The importance of securing property rights in Africa -- Habitat for Humanity Int'l 1

The importance of securing property rights in Africa

By Dr Sandra Joireman

In the mid-1990s I spent some time doing fieldwork in Ethiopia to examine how patterns of land tenure changed over time. It was quite exciting to go out to remote areas and talk to farmers about their crops and whether they felt secure enough in their control over their land to make improvements. I remember one farmer whom I spoke with in the Sidamo area who was very angry because his neighbor had planted coffee and other tree crops on his land. The farmer saw this as his neighbor’s attempt to eventually take the land from him. From the farmer’s point of view, if his neighbor put the trees on his land and they matured, everyone would think that the land belonged to his neighbor and not to him. Without any form of documentation, which neither man had, the boundary between the two properties was a matter of the word of one farmer against another, and the presence of mature tree crops might tilt the balance in favor of his neighbor.

Both men were doing what they could to make a living from land they expected to occupy for a long time, yet the absence of clear property rights led to conflict between them. Property rights refer to the ability of an individual or group to control the use of land, houses or other goods. Secure property rights are essential for economic development to take place in a community. If you own a house you are careful with its upkeep, much more careful than if you rented a house and someone else was responsible for the decisions regarding its use and maintenance. Poor people around the world need secure property rights in order to gain from investment in their land and houses as well as to get the financial benefit available to them through mortgaging or rental. Although the poor may have resources such as houses and land, they often don’t have the title or legal documents that would enable them to gain the ability to rent or mortgage their property or effectively prove that it belongs to them. In other words they have insecure property rights.

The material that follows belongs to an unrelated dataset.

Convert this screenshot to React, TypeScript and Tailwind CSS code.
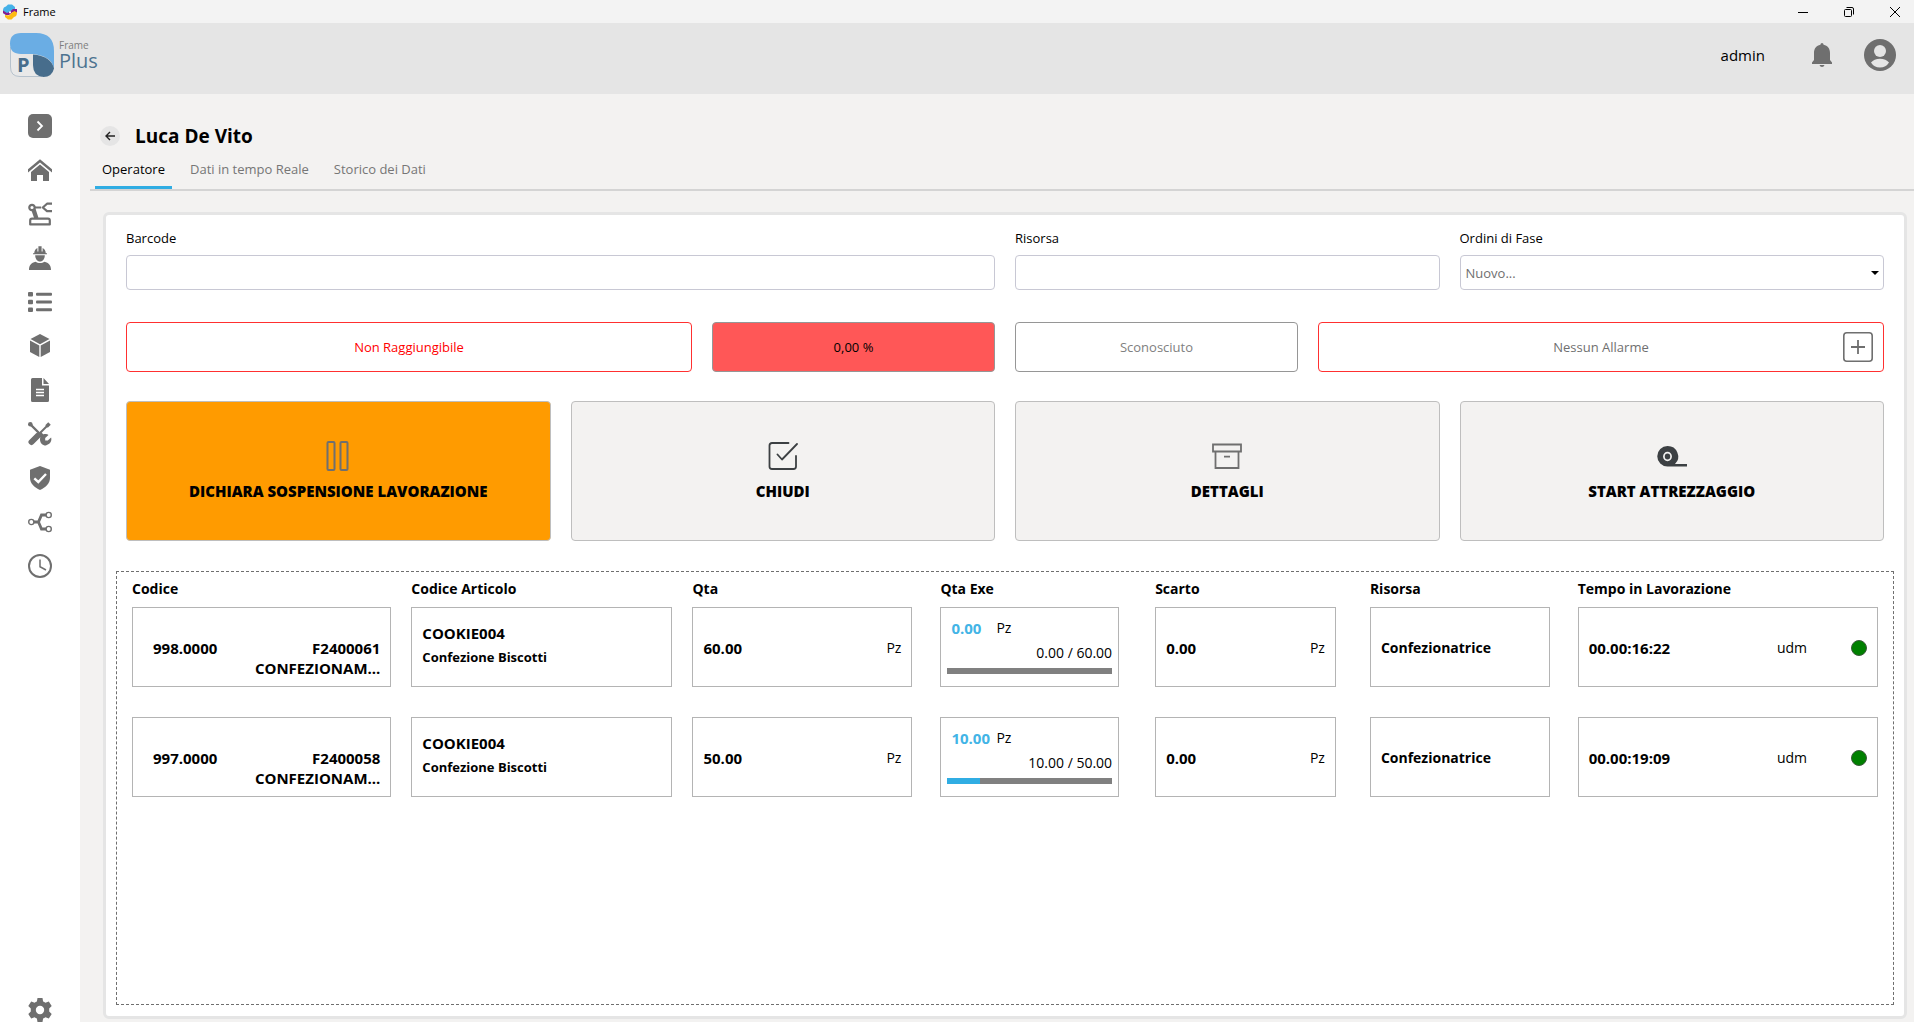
import React from "react";
import clsx from "clsx";

type Order = {
  id: string;
  order: string;
  phase: string;
  article: string;
  description: string;
  qty: number;
  done: number;
  scrap: number;
  resource: string;
  time: string;
};

const orders: Order[] = [
  {
    id: "998.0000",
    order: "F2400061",
    phase: "CONFEZIONAM...",
    article: "COOKIE004",
    description: "Confezione Biscotti",
    qty: 60,
    done: 0,
    scrap: 0,
    resource: "Confezionatrice",
    time: "00.00:16:22",
  },
  {
    id: "997.0000",
    order: "F2400058",
    phase: "CONFEZIONAM...",
    article: "COOKIE004",
    description: "Confezione Biscotti",
    qty: 50,
    done: 10,
    scrap: 0,
    resource: "Confezionatrice",
    time: "00.00:19:09",
  },
];

const columns = [
  { label: "Codice", width: "w-[16%]" },
  { label: "Codice Articolo", width: "w-[16.1%]" },
  { label: "Qta", width: "w-[14.2%]" },
  { label: "Qta Exe", width: "w-[12.3%]" },
  { label: "Scarto", width: "w-[12.3%]" },
  { label: "Risorsa", width: "w-[11.9%]" },
  { label: "Tempo in Lavorazione", width: "w-[17.2%]" },
];

const tabs = ["Operatore", "Dati in tempo Reale", "Storico dei Dati"];

const menu = [
  {
    label: "Espandi",
    icon: (
      <>
        <rect width="24" height="24" rx="5" fill="currentColor" />
        <path d="M9.500 7.500 14 12 9.500 16.500" fill="none" stroke="#fff" strokeWidth="1.800" />
      </>
    ),
  },
  {
    label: "Home",
    icon: (
      <>
        <path d="M0 11.2 12 1.2l12 10v3.3L12 4.6 0 14.5z" fill="currentColor" />
        <path d="M12 6.6 21 14v9h-6v-6H9v6H3v-9z" fill="currentColor" />
      </>
    ),
  },
  {
    label: "Macchine",
    icon: (
      <g fill="none" stroke="currentColor" strokeWidth="2.200" strokeLinejoin="round">
        <circle cx="4" cy="5.500" r="2.700" />
        <path d="M6.800 5.500h6.400M4.600 8.400 7.200 16M6.600 7.400 9.400 16M24 1.700h-5l-4.200 3.800L19 9.200h5" />
        <path d="M2.200 22.400v-4q0-1.800 1.800-1.800h16q1.800 0 1.800 1.800v4z" />
      </g>
    ),
  },
  {
    label: "Operatori",
    icon: (
      <g fill="currentColor">
        <path d="M5 8.2h14v-1h-1.2C17.600 4.500 16.200 2.700 14.600 2v3.500h-1V.3h-3.200v5.200h-1V2C7.800 2.700 6.400 4.500 6.200 7.200H5z" />
        <path d="M7.200 9.200h9.600c0 3.600-2 6.300-4.800 6.300s-4.800-2.700-4.800-6.300z" />
        <path d="M1 24c0-4.800 2.400-7.400 6.500-8.300 2.500 1.800 6.500 1.800 9 0C20.600 16.600 23 19.200 23 24z" />
      </g>
    ),
  },
  {
    label: "Elenco",
    icon: (
      <g fill="currentColor">
        <rect y="2" width="5" height="4.500" rx="1" />
        <rect y="9.750" width="5" height="4.500" rx="1" />
        <rect y="17.500" width="5" height="4.500" rx="1" />
        <rect x="8" y="2.700" width="16" height="3" rx="1" />
        <rect x="8" y="10.500" width="16" height="3" rx="1" />
        <rect x="8" y="18.200" width="16" height="3" rx="1" />
      </g>
    ),
  },
  {
    label: "Articoli",
    icon: (
      <g fill="currentColor">
        <path d="M12 0 21.500 5 12 10.200 2.500 5z" />
        <path d="M2 6.500 11.300 11.600V23L2 18z" />
        <path d="M22 6.500 12.700 11.600V23L22 18z" />
      </g>
    ),
  },
  {
    label: "Documenti",
    icon: (
      <>
        <path d="M4.500 0H14v7.500h7V22.500q0 1.500-1.500 1.500h-15Q3 24 3 22.500v-21Q3 0 4.500 0z" fill="currentColor" />
        <path d="M15.500 0 21 6h-5.500z" fill="currentColor" />
        <path d="M8 11.500h8M8 14.500h8M8 17.500h8" stroke="#fff" strokeWidth="1.300" />
      </>
    ),
  },
  {
    label: "Manutenzione",
    icon: (
      <g fill="none" stroke="currentColor">
        <path d="M2 2 13 13" strokeWidth="2.400" />
        <circle cx="2.300" cy="2.300" r="2.300" fill="currentColor" stroke="none" />
        <path d="M12.500 10.500 20 3" strokeWidth="2" />
        <path d="M18.500 4.500 21.500 1.500" strokeWidth="3.600" />
        <path d="M3.500 20 9.500 14" strokeWidth="6" strokeLinecap="round" />
        <path d="M11 11 15 15" strokeWidth="4" />
        <path
          d="M12 17.500c0-3.200 2.600-5.700 5.800-5.500 1 0 2 .4 2.700.9L17.200 16v2.600h2.600l3.300-3.200c1 3.200-.7 6-3.300 7.200l-2 .9c-3.400 0-5.800-2.600-5.800-6z"
          fill="currentColor"
          stroke="none"
        />
      </g>
    ),
  },
  {
    label: "Qualità",
    icon: (
      <>
        <path d="M12 0 22 3.800v8c0 5.600-4.300 9.800-10 12.200C6.300 21.600 2 17.400 2 11.800v-8z" fill="currentColor" />
        <path d="M6.300 12.300 10.300 16 18 8" fill="none" stroke="#fff" strokeWidth="2.400" />
      </>
    ),
  },
  {
    label: "Flussi",
    icon: (
      <g fill="none" stroke="currentColor">
        <circle cx="3.300" cy="12" r="2.600" strokeWidth="1.400" />
        <circle cx="20.700" cy="5" r="2.600" strokeWidth="1.400" />
        <circle cx="20.700" cy="19" r="2.600" strokeWidth="1.400" />
        <path d="M6 12h4.500M18 5h-4.500l-3 7 3 7H18" strokeWidth="2.800" />
      </g>
    ),
  },
  {
    label: "Orari",
    icon: (
      <g fill="none" stroke="currentColor">
        <circle cx="12" cy="12" r="11" strokeWidth="2" />
        <path d="M12 5.500v7.200l6 3.300" strokeWidth="1.500" />
      </g>
    ),
  },
];

const actions = [
  {
    label: "DICHIARA SOSPENSIONE LAVORAZIONE",
    highlight: true,
    icon: (
      <g fill="none" stroke="#6f6f6f" strokeWidth="2">
        <rect x="4.500" y="1" width="7" height="28" rx="1" />
        <rect x="17.500" y="1" width="7" height="28" rx="1" />
      </g>
    ),
  },
  {
    label: "CHIUDI",
    icon: (
      <g fill="none" stroke="#3c4043" strokeWidth="1.800" strokeLinecap="round" strokeLinejoin="round">
        <path d="M20.500 2H4Q1.500 2 1.500 4.500v21Q1.500 28 4 28h21.500q2.500 0 2.500-2.500V15" />
        <path d="M9.500 13.500 14 18.500 29 3" />
      </g>
    ),
  },
  {
    label: "DETTAGLI",
    icon: (
      <g fill="none" stroke="#6f6f6f" strokeWidth="1.800">
        <path d="M1 3.500h28v7H1zM3.500 10.500V27h23V10.500M12 15.700h6" />
      </g>
    ),
  },
  {
    label: "START ATTREZZAGGIO",
    icon: (
      <>
        <path d="M10.500 5a10.500 10.500 0 0 1 7.500 18h12v2.500H10.500A10.250 10.250 0 0 1 10.500 5z" fill="#3c4043" />
        <ellipse cx="10.500" cy="15.500" rx="3.600" ry="3.900" fill="none" stroke="#f3f2f1" strokeWidth="1.700" />
      </>
    ),
  },
];

function Cell({ className = "pt-0.5", children }: { className?: string; children: React.ReactNode }) {
  return (
    <div className={clsx("flex h-20 items-center justify-between border border-[#b4b4b4] px-[10px]", className)}>
      {children}
    </div>
  );
}

function OrderRow({ order }: { order: Order }) {
  return (
    <tr className="align-top">
      <td className="pr-5 pb-[30px]">
        <Cell className="pt-[30px] pl-5 text-[15px] font-bold">
          <span className="self-start">{order.id}</span>
          <span className="self-start text-right">
            {order.order}
            <br />
            {order.phase}
          </span>
        </Cell>
      </td>
      <td className="pr-5">
        <Cell className="pb-[5px] font-bold">
          <div>
            <p className="text-[15px] leading-6">{order.article}</p>
            <p className="text-[13px] leading-6">{order.description}</p>
          </div>
        </Cell>
      </td>
      <td className="pr-7">
        <Cell>
          <b className="text-[15px]">{order.qty.toFixed(2)}</b>
          <span>Pz</span>
        </Cell>
      </td>
      <td className="pr-9">
        <div className="h-20 border border-[#b4b4b4] px-[6px] pt-[10px]">
          <div className="flex pl-1">
            <b className="w-[45px] text-[15px] text-[#42b4e6]">{order.done.toFixed(2)}</b>
            <span>Pz</span>
          </div>
          <p className="mt-[5px] text-right">
            {order.done.toFixed(2)} / {order.qty.toFixed(2)}
          </p>
          <div className="mt-[5px] h-[6px] bg-[#808080]">
            <div className="h-full bg-[#30ade3]" style={{ width: `${(order.done / order.qty) * 100}%` }} />
          </div>
        </div>
      </td>
      <td className="pr-[34px]">
        <Cell>
          <b className="text-[15px]">{order.scrap.toFixed(2)}</b>
          <span>Pz</span>
        </Cell>
      </td>
      <td className="pr-7">
        <Cell>
          <b>{order.resource}</b>
        </Cell>
      </td>
      <td>
        <Cell>
          <b className="flex-1 text-[15px]">{order.time}</b>
          <span>udm</span>
          <span className="ml-11 size-4 rounded-full border border-[#3c5a3c] bg-[#008000]" />
        </Cell>
      </td>
    </tr>
  );
}

function TitleBar() {
  return (
    <div className="flex h-[23px] items-center bg-[#f3f3f3] pr-[14px] pl-[2px]">
      <svg viewBox="0 0 16 16" className="size-4">
        <path d="M1 6.500Q1 3 4 2.500L6 .5h4l3 2.500v2.500L8 8 4 11 1 9z" fill="#45b1e8" />
        <path d="M1 6.500 5 9 8 7.500 11 5h4v4l-4-1-4 3H4L1 9z" fill="#8a1a8c" />
        <path d="M15 8.500q0 4-3 4.500L9.500 15.500H6L3 13v-2l4 .5L10 8.500 12.500 7z" fill="#fdbb12" />
        <circle cx="8" cy="8.300" r="1.100" fill="#fff" />
      </svg>
      <span className="ml-[5px] flex-1 text-[11px]">Frame</span>
      <div className="flex gap-9">
        <button aria-label="Riduci a icona">
          <svg viewBox="0 0 10 10" className="size-[10px]">
            <path d="M0 5.500h10" stroke="#000" />
          </svg>
        </button>
        <button aria-label="Ripristina">
          <svg viewBox="0 0 10 10" className="size-[10px]" fill="none" stroke="#000">
            <rect x=".5" y="2.500" width="7" height="7" rx="1" />
            <path d="M2.500.5H8Q9.500.5 9.500 2v5.500" />
          </svg>
        </button>
        <button aria-label="Chiudi finestra">
          <svg viewBox="0 0 10 10" className="size-[10px]">
            <path d="M0 0 10 10M10 0 0 10" stroke="#000" />
          </svg>
        </button>
      </div>
    </div>
  );
}

function Header() {
  return (
    <header className="flex h-[71px] items-center bg-[#e5e5e5] pr-[18px] pb-[7px] pl-[10px] text-[#6f6f6f]">
      <div className="flex flex-1 items-center gap-[5px]">
        <svg viewBox="0 0 44 44" className="size-11">
          <path d="M.5 14v20q0 9.500 9.500 9.500h22" fill="#e9e9e9" stroke="#b6c2cd" />
          <path d="M11 0h15q18 0 18 18v18q-2-13-21-15H11Q0 21 0 10.500T11 0z" fill="#6aade4" />
          <path d="M23 21.500q18 1.500 21 14Q42 44 33.500 44 23 43 23 32z" fill="#476d8c" />
          <text x="7" y="39" fontFamily="Open Sans, sans-serif" fontSize="20" fontWeight="700" fill="#476d8c">
            P
          </text>
        </svg>
        <div>
          <p className="text-[10px] leading-3 text-[#7d7d7d]">Frame</p>
          <p className="text-xl leading-5 text-[#4d7390]">Plus</p>
        </div>
      </div>
      <span className="pt-0.5 text-[15px] text-black">admin</span>
      <button aria-label="Notifiche" className="ml-[47px]">
        <svg viewBox="0 0 20 24" className="h-6 w-5" fill="currentColor">
          <path d="M10 0q1.400 0 1.600 1.800C15.600 2.600 18 5.500 18 10v7l2 2.500V21H0v-1.500L2 17v-7c0-4.500 2.400-7.400 6.400-8.200Q8.600 0 10 0zM7.500 22h5q-.6 2-2.500 2t-2.500-2z" />
        </svg>
      </button>
      <button aria-label="Profilo" className="ml-8">
        <svg viewBox="0 0 32 32" className="size-8">
          <circle cx="16" cy="16" r="16" fill="currentColor" />
          <circle cx="16" cy="12" r="6" fill="#e5e5e5" />
          <path d="M7 23.500q3-3.800 9-3.800t9 3.800q-3 5-9 5t-9-5z" fill="#e5e5e5" />
        </svg>
      </button>
    </header>
  );
}

export default function App() {
  return (
    <div className="flex min-h-screen flex-col bg-[#f3f2f1] font-['Open_Sans',sans-serif] text-sm text-black">
      <TitleBar />
      <Header />
      <div className="flex flex-1">
        <nav className="flex w-20 flex-col items-center gap-5 bg-white pt-5 text-[#6f6f6f]">
          {menu.map((item) => (
            <button key={item.label} aria-label={item.label}>
              <svg viewBox="0 0 24 24" className="size-6">
                {item.icon}
              </svg>
            </button>
          ))}
          <button aria-label="Impostazioni" className="mt-auto">
            <svg viewBox="0 0 24 24" className="size-6" fill="currentColor" fillRule="evenodd">
              <path d="M9.500 0h5l.6 3.500q1.200.4 2.300 1.200L20.800 3.400 23.700 8l-2.500 2.400v3.200l2.500 2.400-2.900 4.600-3.400-1.300q-1.100.8-2.300 1.200L14.500 24h-5l-.6-3.500q-1.200-.4-2.300-1.200L3.200 20.600.3 16l2.500-2.400v-3.200L.3 8l2.900-4.600 3.400 1.300q1.100-.8 2.300-1.200zM12 7.800a4.200 4.200 0 1 0 0 8.400 4.200 4.200 0 0 0 0-8.400z" />
            </svg>
          </button>
        </nav>

        <main className="flex flex-1 flex-col pt-8">
          <div className="flex h-5 items-center gap-[15px] pl-5">
            <button aria-label="Indietro" className="flex size-5 items-center justify-center rounded-full bg-[#e5e5e5]">
              <svg viewBox="0 0 10 10" className="size-[10px]" fill="none" stroke="#222" strokeWidth="1.400">
                <path d="M10 5H1M5 1 1 5l4 4" />
              </svg>
            </button>
            <h1 className="pt-0.5 text-[19px] font-bold">Luca De Vito</h1>
          </div>

          <div className="ml-[10px] flex h-[45px] items-end gap-[11px] border-b-2 border-[#d4d4d4] pl-[5px]">
            {tabs.map((tab, i) => (
              <button
                key={tab}
                className={clsx(
                  "border-b-3 px-[7px] pb-[7px] text-[13px] leading-5",
                  i === 0 ? "border-[#30ade3]" : "border-transparent text-[#767676]"
                )}
              >
                {tab}
              </button>
            ))}
          </div>

          <section className="mt-[21px] mr-[7px] mb-[3px] ml-[23px] flex flex-1 flex-col rounded-md border-3 border-[#e5e5e5] bg-white px-[10px] pt-[13px] pb-[11px]">
            {/* FIELDS */}
            <div className="grid grid-cols-4 gap-5 px-[10px] text-[13px] leading-5">
              <div className="col-span-2 flex flex-col gap-[7px]">
                <label htmlFor="barcode">Barcode</label>
                <input id="barcode" className="h-[35px] rounded border border-[#c8c8d4] px-1" />
              </div>
              <div className="flex flex-col gap-[7px]">
                <label htmlFor="risorsa">Risorsa</label>
                <input id="risorsa" className="h-[35px] rounded border border-[#c8c8d4] px-1" />
              </div>
              <div className="flex flex-col gap-[7px]">
                <label htmlFor="ordini">Ordini di Fase</label>
                <div className="relative">
                  <select
                    id="ordini"
                    className="h-[35px] w-full appearance-none rounded border border-[#c8c8d4] px-[5px] text-[#6f6f6f]"
                  >
                    <option>Nuovo...</option>
                  </select>
                  <svg viewBox="0 0 8 4" className="pointer-events-none absolute top-4 right-[5px] h-1 w-2">
                    <path d="M0 0h8L4 4z" />
                  </svg>
                </div>
              </div>
            </div>

            {/* MACHINE STATUS */}
            <div className="mt-8 grid grid-cols-[2fr_1fr_1fr_2fr] gap-5 px-[10px] text-[13px]">
              <div className="flex h-[50px] items-center justify-center rounded border border-[#ff3030] text-[#ff0000]">
                Non Raggiungibile
              </div>
              <div className="flex h-[50px] items-center justify-center rounded border border-[#969696] bg-[#ff5757]">
                0,00 %
              </div>
              <div className="flex h-[50px] items-center justify-center rounded border border-[#969696] text-[#808080]">
                Sconosciuto
              </div>
              <div className="relative flex h-[50px] items-center justify-center rounded border border-[#ff3030] text-[#6f6f6f]">
                Nessun Allarme
                <button aria-label="Aggiungi allarme" className="absolute top-[9px] right-[10px]">
                  <svg viewBox="0 0 30 30" className="size-[30px]" fill="none" stroke="#6f6f6f">
                    <rect x=".8" y=".8" width="28.400" height="28.400" rx="3" strokeWidth="1.600" />
                    <path d="M15 8v14M8 15h14" strokeWidth="1.800" />
                  </svg>
                </button>
              </div>
            </div>

            {/* ACTIONS */}
            <div className="mt-[29px] grid grid-cols-4 gap-5 px-[10px]">
              {actions.map((action) => (
                <button
                  key={action.label}
                  className={clsx(
                    "flex h-[140px] flex-col items-center rounded border border-[#bebebe] pt-[39px] text-[15px] leading-5 font-extrabold",
                    action.highlight ? "bg-[#ff9b00]" : "bg-[#f3f2f1]"
                  )}
                >
                  <svg viewBox="0 0 30 30" className="mb-[10px] size-[30px]">
                    {action.icon}
                  </svg>
                  {action.label}
                </button>
              ))}
            </div>

            {/* ORDERS */}
            <div className="mt-[30px] flex-1 border border-dashed border-[#6f6f6f] px-[15px] pt-[7px]">
              <table className="w-full table-fixed text-sm leading-5">
                <thead>
                  <tr>
                    {columns.map((column) => (
                      <th key={column.label} className={clsx("pb-2 text-left font-bold", column.width)}>
                        {column.label}
                      </th>
                    ))}
                  </tr>
                </thead>
                <tbody>
                  {orders.map((order) => (
                    <OrderRow key={order.id} order={order} />
                  ))}
                </tbody>
              </table>
            </div>
          </section>
        </main>
      </div>
    </div>
  );
}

Throughout the developing world, governments are attempting to refine law so that it protects the property rights of the poor. In Uganda, for example, under the new Land Act people who hold land without title now have a legal process that they can follow to convert land that was held under a customary legal system into titled land which they can then mortgage. However, this legal process is still too costly for many and one can find throughout the country examples of land sales that occur without the necessary formal documentation. In Namibia, the Married Persons Equality Act of 1996 gave women the right to their husband’s property after his death — an idea that is quite new in that country.

Writing new laws is the first step in promoting secure property rights for the poor, but it is insufficient to bring about change. Enforcement of those laws and educating people regarding their content and impact is a second and equally important step.[1] In Sub-Saharan Africa in particular, changes in property law also need to be sensitive to the absence of joint ownership of marital property in most cultures and countries. Particular efforts need to be made to ensure that both women and men have secure property rights so that the economic benefits of ownership are secured for families and for the future of widows after their husbands die, or orphans when their parents pass away.

Secure property rights go a long way toward promoting economic development and the long-term security of families, and they can also reduce conflicts between neighbors and within communities that result from a lack of clarity with regard to the ownership of important resources.

I am working on a research project on property rights through two Habitat offices in Kenya and Ghana. Through this work I hope to determine what can be done to effectively obtain and enforce more secure property rights in both urban and rural Africa.

Dr. Sandra Joireman is an associate professor of politics and international relations at Wheaton College. Through HFHI’s International Volunteer Program, two Wheaton student interns will be working with Dr. Joireman’s research project on property rights, while also working with Habitat for Humanity.


[1] After the new Land Act passed in Uganda there was a widespread educational campaign to teach people about their rights. The campaign included seminars and educational efforts by NGOS, promotional printed materials distributed by the government and radio advertisements telling people about different aspects of the law.

Successful components of any educational program would include both written materials and radio or television spots designed to reach the illiterate. It is also very important to ensure that civil servants in any associated bureaucratic office from the police to the land titling officials and the judiciary are well trained when the new law goes into effect so that there is less confusion regarding new rights and obligations under the law.